Bacteriocins—safe and natural antibiotics, produced by bacteria as a means of self-defence—soon could be used to enhance efficiency in cattle, say scientists with the Agriculture and Agri-Food Canada’s Lethbridge Research Centre.
“Bacteriocins are a product of competition and are commonly found in the rumen,” says Dr. Ron Teather, a rumen microbial biotechnology scientist with AAFC.
Research is aimed at identifying bacteriocins that can be used to inhibit undesirable rumen bacteria, thereby increasing feed efficiency and reducing greenhouse gas emissions from cattle.

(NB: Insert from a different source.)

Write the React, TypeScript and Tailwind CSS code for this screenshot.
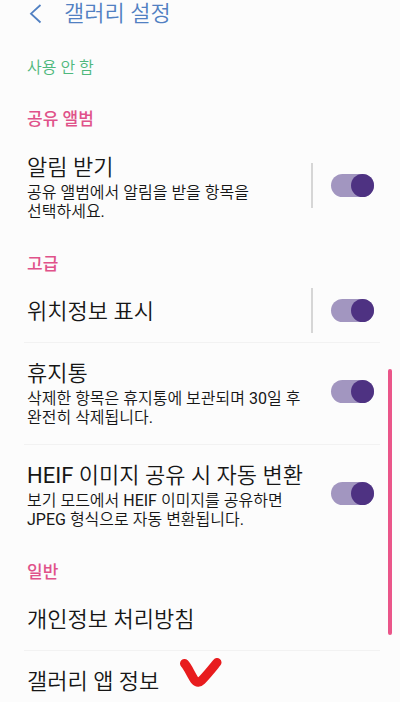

Bacteriocins help keep yogurt from spoiling and help preserve silage. Bacteria produce these natural antibiotics to prevent competing organisms from settling on their “turf,” and they are found in almost all environments.
Bacteriocins first were discovered by the dairy processing industry, which noticed that some bacteria used in food fermentation—in making sour cream, for example—were better than others at preventing spoilage of the food.
Bacteriocin production is more common in some groups of bacteria than others, says Dr. Teather. In the rumen, each feed component attracts a specialized group of bacteria that is focused on degrading that component.
“If we know the preferred feed of specific bacteriocin-producing bacteria, we can supplement the diet accordingly, giving the bacteriocin-producers an advantage in the charge to inhibit undesirable organisms,” he notes.
Several hundred strains of rumen bacteria that produce different bacteriocins have been identified. Compared to “man-made” antibiotics, bacteriocins tend to be quite specialized. They have a narrow spectrum of activity and only inhibit one or two other organisms.
Another distinct feature of bacteriocins is that they are proteins. Once these proteins leave the rumen environment, the animal can digest them to supplement its nutrition and there is no residue.
There are a variety of mechanisms by which bacteriocins inhibit other species, says Dr. Teather. Most commonly, bacteriocins target other organisms’ cell membrane.
“The bacteriocin basically pricks holds in the membrane so that small molecules leak out of the cell. When the cell can no longer maintain its energy metabolism, it dies.”
Three specific bacteriocins have been examined on a genetic and molecular level for their potential to enhance rumen metabolism, he says.
Coincidentally, a lot of bacteria that are involved in silage fermentation are bacteriocin-producers, he adds.
“We came up with the idea to try and introduce selected bacteriocin-producers into silage in order to produce bacteriocins in the feed itself. These experiments are currently underway and it will be another couple of years before we have conclusive data.
“We hope to move on to small animal trials within three to four years.”
Although the primary focus of the current study is to reduce greenhouse gas emissions from cattle, Dr. Teather expects to observe improved feed efficiency, as well.
“By shifting rumen fermentation in a direction that will reduce emissions, you make more energy available to the animal instead of losing it as gas,” he says. “And the degree to which an animal utilizes the energy in its feed is a measure of efficiency.”